Nan is also well-known for its natural beauty with seven national parks to be explored. Doi Samer Dao (+66 5473 1714) in the area of Si Nan National Park is one of the most popular places in the province for camping, where visitors can gaze up at the glittering stars of the night sky and wake up to witness a sea of mist in the morning. Doi Phu Kha National Park is the only place in Thailand to see the endangered Chomphu Phu Kha, whose pink flowers come into full bloom once a year during February. Those with a passion for adventure will be challenged by the 19.2-km rafting route along the Nam Wa River, which passes through three national parks – Doi Phu Kha Khun Nan and Mae Charim.

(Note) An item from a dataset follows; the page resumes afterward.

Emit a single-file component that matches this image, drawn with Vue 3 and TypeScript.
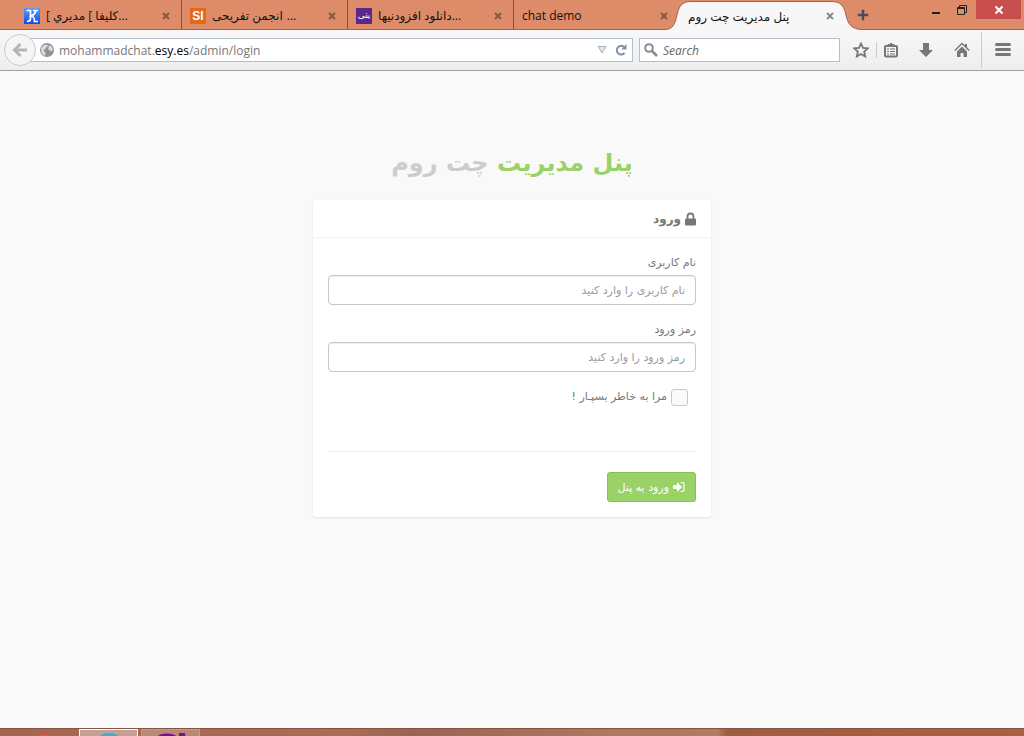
<script setup lang="ts">
import { ref } from 'vue'

interface Tab {
  id: string
  lead: string
  title: string
  more: boolean
  rtl: boolean
}

const tabs: Tab[] = [
  { id: 'k', lead: '[ ', title: 'كليفا ] مديري', more: true, rtl: true },
  { id: 'si', lead: '', title: 'انجمن تفریحی', more: true, rtl: true },
  { id: 'dl', lead: '', title: 'دانلود افزودنیها', more: true, rtl: true },
  { id: 'demo', lead: '', title: 'chat demo', more: false, rtl: false },
]

const username = ref('')
const password = ref('')
const remember = ref(false)
const query = ref('')
</script>

<template>
  <div class="screen">
    <header class="tabbar">
      <nav class="tabs" aria-label="Tabs">
        <div v-for="tab in tabs" :key="tab.id" class="tab">
          <svg v-if="tab.id === 'k'" class="favicon" viewBox="0 0 16 16" aria-hidden="true">
            <defs>
              <linearGradient id="blue" x1="0" y1="0" x2="0" y2="1">
                <stop offset="0" stop-color="#5f9cf0" />
                <stop offset="1" stop-color="#0a4cf5" />
              </linearGradient>
            </defs>
            <rect width="16" height="16" fill="url(#blue)" />
            <path d="M2.500 2.500h4v8q0 3-3.500 3M9 2.500h5M12 2.500q-1 4-4.500 5.500q3 .5 3 5.500h3.500" fill="none" stroke="#fff" stroke-width="1.700" />
          </svg>
          <span v-else-if="tab.id === 'si'" class="favicon orange">SI</span>
          <span v-else-if="tab.id === 'dl'" class="favicon violet" dir="rtl">یتی</span>
          <a class="title" href="#">{{ tab.lead }}<bdi :dir="tab.rtl ? 'rtl' : 'ltr'">{{ tab.title }}</bdi><span v-if="tab.more" :class="{ gap: tab.id === 'si' }">...</span></a>
          <button class="close" type="button" aria-label="Close tab">
            <svg viewBox="0 0 8 8"><path d="M1 1l6 6M7 1L1 7" /></svg>
          </button>
        </div>
        <div class="tab active">
          <svg class="shape" viewBox="0 0 200 30" aria-hidden="true">
            <path d="M0 30V29.500C8 29.500 10 24 12 15C14 6 17 1.500 26 1.500H166C176 1.500 179 6 181 15C183 24 186 29.500 198 29.500V30Z" fill="#f7f7f7" />
            <path d="M0 29.500C8 29.500 10 24 12 15C14 6 17 1.500 26 1.500H166C176 1.500 179 6 181 15C183 24 186 29.500 198 29.500" fill="none" stroke="#a3644c" />
          </svg>
          <a class="title" href="#"><bdi dir="rtl">پنل مدیریت چت روم</bdi></a>
          <button class="close" type="button" aria-label="Close tab">
            <svg viewBox="0 0 8 8"><path d="M1 1l6 6M7 1L1 7" /></svg>
          </button>
        </div>
      </nav>
      <button class="newtab" type="button" aria-label="New tab">
        <svg viewBox="0 0 12 12"><path d="M6 .5v11M.5 6h11" stroke="#9a7060" stroke-width="3" /><path d="M6 1v10M1 6h10" stroke="#405062" stroke-width="2" /></svg>
      </button>
      <div class="window-controls">
        <button type="button" aria-label="Minimize"><svg viewBox="0 0 12 12"><path d="M2 9h8" stroke="#222" stroke-width="2" /></svg></button>
        <button type="button" aria-label="Restore"><svg viewBox="0 0 12 12"><path d="M1.500 3.500h7v7h-7zM3.500 3V1.500h7v7H9M1 4.500h8" fill="none" stroke="#222" /></svg></button>
        <button class="quit" type="button" aria-label="Close"><svg viewBox="0 0 12 12"><path d="M2.500 2.500l7 7M9.500 2.500l-7 7" stroke="#fff" stroke-width="2" /></svg></button>
      </div>
    </header>

    <div class="toolbar">
      <button class="back" type="button" aria-label="Back">
        <svg viewBox="0 0 16 16"><path d="M15 8H3M8.500 2L2.500 8l6 6" fill="none" stroke="#b5b5b5" stroke-width="3" /></svg>
      </button>
      <div class="address">
        <svg class="globe" viewBox="0 0 14 14" aria-hidden="true">
          <circle cx="7" cy="7" r="7" fill="#929292" />
          <path d="M1 5l3-3 3-.5 1 1.500-2 1.500-1 2-2 .5 2 2 .5 2-1 2-3-3zM9 2l3 2 1 3-2 1.500-2-2-1 .5 .500-2z" fill="#ddd" />
        </svg>
        <a class="url" href="#">mohammadchat.<b>esy.es</b>/admin/login</a>
        <button class="drop" type="button" aria-label="History"><svg viewBox="0 0 10 8"><path d="M1 .5h8L5 7z" fill="#e2e5eb" stroke="#aab1bd" /></svg></button>
        <button class="reload" type="button" aria-label="Reload"><svg viewBox="0 0 12 12"><path d="M9.500 8.800A4.300 4.300 0 1 1 9 3" fill="none" stroke="#8291a3" stroke-width="2" /><path d="M11.500 0v5.500H6z" fill="#8291a3" /></svg></button>
      </div>
      <label class="search">
        <svg viewBox="0 0 14 14" aria-hidden="true"><circle cx="5" cy="5" r="3.800" fill="none" stroke="#8c8c8c" stroke-width="2" /><path d="M8 8l5 5" stroke="#8c8c8c" stroke-width="2.600" /></svg>
        <input v-model="query" type="text" placeholder="Search" aria-label="Search" />
      </label>
      <div class="tools">
        <button type="button" aria-label="Bookmark"><svg viewBox="0 0 16 16"><path d="M8 1.500l2 4.400 4.800.5-3.600 3.200 1 4.900L8 12l-4.200 2.500 1-4.900L1.200 6.400 6 5.900z" fill="none" stroke="#73787d" stroke-width="1.800" /></svg></button>
        <i class="thin"></i>
        <button type="button" aria-label="Bookmarks list"><svg viewBox="0 0 16 16"><rect x="2" y="4" width="12" height="10.500" rx="1" fill="#f3f3f3" stroke="#73787d" stroke-width="2" /><path d="M5 4V2.500h1.500L8 1l1.500 1.500H11V4z" fill="#73787d" stroke="#73787d" /><path d="M4 7h2M7 7h5M4 9.500h2M7 9.500h5M4 12h2M7 12h5" stroke="#73787d" stroke-width="1.200" /></svg></button>
        <button class="downloads" type="button" aria-label="Downloads"><svg viewBox="0 0 16 16"><path d="M5 1h6v7h4l-7 7-7-7h4z" fill="#73787d" /></svg></button>
        <button type="button" aria-label="Home"><svg viewBox="0 0 16 16"><path d="M.8 8.500L8 1.500l7.200 7" fill="none" stroke="#73787d" stroke-width="1.400" /><path d="M3 9.500l5-5 5 5V15H9.500v-4h-3v4H3zM11 2h2v4l-2-2z" fill="#73787d" /></svg></button>
        <i class="tall"></i>
        <button type="button" aria-label="Menu"><svg viewBox="0 0 16 16"><path d="M1.500 2.500h13M1.500 7.500h13M1.500 12.500h13" stroke="#73787d" stroke-width="3" stroke-linecap="round" /></svg></button>
      </div>
    </div>

    <main class="page" dir="rtl">
      <h1><strong>پنل مدیریت</strong> چت روم</h1>
      <form class="card" @submit.prevent>
        <h2>
          <svg viewBox="0 0 11 14" aria-hidden="true"><path d="M2.500 7V4.500a3 3 0 0 1 6 0V7" fill="none" stroke="#777" stroke-width="1.800" /><rect y="6.500" width="11" height="7" rx="1" fill="#777" /></svg>
          ورود
        </h2>
        <div class="body">
          <label for="user">نام کاربری</label>
          <input id="user" v-model="username" class="field" type="text" placeholder="نام کاربری را وارد کنید" />
          <label for="pass">رمز ورود</label>
          <input id="pass" v-model="password" class="field" type="password" placeholder="رمز ورود را وارد کنید" />
          <label class="remember"><input v-model="remember" type="checkbox" />مرا به خاطر بسپـار !</label>
          <hr />
          <button class="submit" type="submit">
            <svg viewBox="0 0 12 12" aria-hidden="true"><path d="M0 4h4V1l5 5-5 5V8H0z" fill="#fff" /><path d="M7.500 1.500H9.500a1.500 1.500 0 0 1 1.500 1.500v6a1.500 1.500 0 0 1-1.500 1.500H7.500" fill="none" stroke="#fff" stroke-width="1.200" /></svg>
            ورود به پنل
          </button>
        </div>
      </form>
    </main>

    <footer class="taskbar" aria-label="Taskbar">
      <div class="task"><svg viewBox="0 0 58 8"><ellipse cx="28" cy="10" rx="9" ry="5" fill="#e0574a" /></svg></div>
      <div class="task current"><svg viewBox="0 0 58 8"><ellipse cx="29" cy="11" rx="12" ry="8" fill="#38aee0" /></svg></div>
      <div class="task open"><svg viewBox="0 0 58 8"><path d="M14 8c3-6 19-6 22 0zM37 3h6v2l2 3h-8z" fill="#7b0c95" /></svg></div>
    </footer>
  </div>
</template>

<style>
body {
  margin: 0;
}
</style>

<style scoped>
* {
  box-sizing: border-box;
}
.screen {
  display: flex;
  flex-direction: column;
  min-height: 100vh;
  background: #f9f9f9;
  font-family: "Open Sans", "Noto Sans", "DejaVu Sans", sans-serif;
  font-size: 12px;
}
button {
  display: flex;
  align-items: center;
  justify-content: center;
  padding: 0;
  border: 0;
  background: none;
}
a {
  color: inherit;
  text-decoration: none;
}
.tabbar {
  display: flex;
  height: 30px;
  padding-left: 16px;
  background: #de8b69;
  border-bottom: 1px solid #a3644c;
}
.tabs {
  display: flex;
}
.tab {
  display: flex;
  align-items: center;
  width: 166px;
  height: 29px;
  padding: 2px 11px 0 8px;
  border-right: 1px solid #7b5447;
  color: #111;
}
.tab:nth-child(4) {
  width: 162px;
  padding-right: 8px;
  border-right: 0;
}
.tab.active {
  position: relative;
  width: 176px;
  height: 30px;
  margin-left: -4px;
  padding: 2px 14px 0 16px;
  border: 0;
}
.shape {
  position: absolute;
  top: 0;
  left: -7px;
  width: 200px;
  height: 30px;
}
.active .title,
.active .close {
  position: relative;
}
.favicon {
  flex: none;
  width: 16px;
  height: 16px;
  margin-right: 6px;
  overflow: hidden;
  color: #fff;
  text-align: center;
}
.orange {
  background: #e36a17;
  font: bold 12px/16px "Liberation Sans", sans-serif;
}
.violet {
  background: #5b2789;
  font: 9px/14px "DejaVu Sans", sans-serif;
}
.title {
  flex: 1;
  white-space: nowrap;
}
.gap {
  margin-left: 4px;
}
.close svg {
  width: 8px;
  height: 8px;
  fill: none;
  stroke: #825846;
  stroke-width: 2;
}
.active .close svg {
  stroke: #818b98;
}
.newtab {
  z-index: 1;
  width: 12px;
  margin-left: 9px;
}
.newtab svg {
  width: 12px;
}
.window-controls {
  display: flex;
  align-items: flex-start;
  margin-left: auto;
  margin-right: 3px;
}
.window-controls button {
  width: 26px;
  height: 19px;
}
.window-controls svg {
  width: 12px;
  height: 12px;
}
.window-controls .quit {
  width: 45px;
  margin-left: 1px;
  background: #c94f4f;
}
.toolbar {
  display: flex;
  align-items: center;
  height: 41px;
  padding: 0 10px 0 4px;
  background: linear-gradient(#f7f7f7, #eeeeee);
  border-bottom: 1px solid #a0a0a0;
}
.back {
  z-index: 1;
  width: 32px;
  height: 32px;
  border: 1px solid #cbcbcb;
  border-radius: 50%;
  background: #f5f5f5;
}
.back svg {
  width: 16px;
}
.address,
.search {
  display: flex;
  align-items: center;
  height: 24px;
  border: 1px solid #b3bfca;
  background: #fff;
}
.address {
  flex: 1;
  gap: 8px;
  margin-left: -6px;
  padding: 0 5px 0 9px;
}
.globe {
  width: 14px;
}
.url {
  flex: 1;
  margin-left: -3px;
  color: #777;
}
.url b {
  color: #000;
  font-weight: 400;
}
.drop svg {
  width: 10px;
}
.reload svg {
  width: 12px;
}
.search {
  gap: 5px;
  width: 201px;
  margin-left: 6px;
  padding: 0 4px;
}
.search svg {
  flex: none;
  width: 14px;
}
.search input {
  flex: 1;
  min-width: 0;
  padding: 0;
  border: 0;
  outline: 0;
  background: none;
  font: italic 12px "Open Sans", sans-serif;
}
.search input::placeholder {
  color: #666;
}
.tools {
  display: flex;
  align-items: center;
  margin-left: 13px;
}
.tools button {
  width: 16px;
  margin-right: 19px;
}
.tools svg {
  width: 16px;
  height: 16px;
}
.tools button:first-child {
  margin-right: 7px;
}
.tools .downloads {
  margin-right: 20px;
}
.tools button:last-child {
  margin-right: 3px;
}
.thin {
  width: 1px;
  height: 16px;
  margin-right: 6px;
  background: #c5ccd4;
}
.tall {
  width: 1px;
  height: 36px;
  margin: 0 13px 0 -8px;
  background: #c8cdd2;
}
.page {
  flex: 1;
  padding: 72px 16px 0;
  color: #777;
  font-family: "DejaVu Sans", sans-serif;
}
h1 {
  margin: 0;
  color: #ccc;
  font-size: 24px;
  font-weight: 700;
  line-height: 40px;
  text-align: center;
}
h1 strong {
  color: #99d269;
}
.card {
  max-width: 398px;
  margin: 17px auto 0;
  border-radius: 3px;
  background: #fff;
  box-shadow: 0 1px 2px #e4e4ea;
}
h2 {
  display: flex;
  align-items: center;
  gap: 4px;
  height: 38px;
  margin: 0;
  padding: 0 15px;
  border-bottom: 1px solid #f1f2f7;
  font-size: 12px;
}
h2 svg {
  width: 11px;
  height: 14px;
}
.body {
  padding: 15px;
}
.body label {
  display: block;
  height: 22px;
  font-size: 11px;
  line-height: 20px;
}
.field {
  display: block;
  width: 100%;
  height: 30px;
  margin-bottom: 15px;
  padding: 0 10px;
  border: 1px solid #c6c6c6;
  border-radius: 4px;
  background: #fff;
  box-shadow: inset 0 1px 1px #eee;
  font: 11px "DejaVu Sans", sans-serif;
}
.field::placeholder {
  color: #999;
}
.body .remember {
  display: flex;
  align-items: center;
  gap: 4px;
  height: 20px;
  margin-bottom: 44px;
  padding: 0 8px;
}
.remember input {
  appearance: none;
  width: 17px;
  height: 17px;
  margin: 0;
  border: 1px solid #c8c8c8;
  border-radius: 3px;
  background: #fafafa;
}
hr {
  margin: 0 0 20px;
  border: 0;
  border-top: 1px solid #eee;
}
.submit {
  gap: 4px;
  height: 30px;
  padding: 0 10px;
  border: 1px solid #83c44b;
  border-radius: 3px;
  background: #9ad268;
  color: #fff;
  font: 11px "DejaVu Sans", sans-serif;
}
.submit svg {
  width: 12px;
}
.taskbar {
  display: flex;
  gap: 3px;
  height: 8px;
  padding-left: 17px;
  border-top: 1px solid #845345;
  background: linear-gradient(90deg, #a36750, #aa6d52 34%, #966653 40%, #ae795e 60%, #ad785c 66%, #b37e64 70%, #9f5d40 71%, #aa6041);
}
.task {
  flex: none;
  width: 59px;
  overflow: hidden;
}
.task svg {
  display: block;
  width: 58px;
  height: 8px;
}
.current {
  border: 1px solid #fff;
  border-bottom: 0;
  background: #c4a093;
}
.open {
  border: 1px solid #c29c8b;
  border-bottom: 0;
  background: #b88a76;
}
</style>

Other interesting attractions include Wat Phrathat Chang Kham Worawihan, Nan National Museum, Nan Noble House and Sin Thao or the Rock Salt Pits.

Hand-woven fabrics
In most villages of Amphoe Wiang Sa, visitors will discover weaving centres, where the famous Pha Lai Nam Lai hand­ woven fabric is produced.  Reflecting local artistic and creative skills inspired by the Nan River, Lai Nam Lai means ‘flowing water’ as its patterns resemble the currents of the river. Other distinctive designs of Nan province’s Pha Sin or tube skirt include Pha Sin Man, Pha Sin Pong, Pha Sin Kham Kheop, and Pha Sin Chiang Saen. These affordable and easy-care fabrics are ideal for making both men’s and women’s garments.

Getting there:
Nok Air (www.nokair.com)  offers three daily flights from Don Muang Airport to Nan. You can also travel from Chiang Mai to Nan by Kan Air (www.kanairlines.com). There is no train service directly to Nan. The more convenient option is taking a bus, which leaves from Bangkok’s Northern Bus Terminal (Chatuchak or Mo Chit 2) everyday (www.transport.co.th).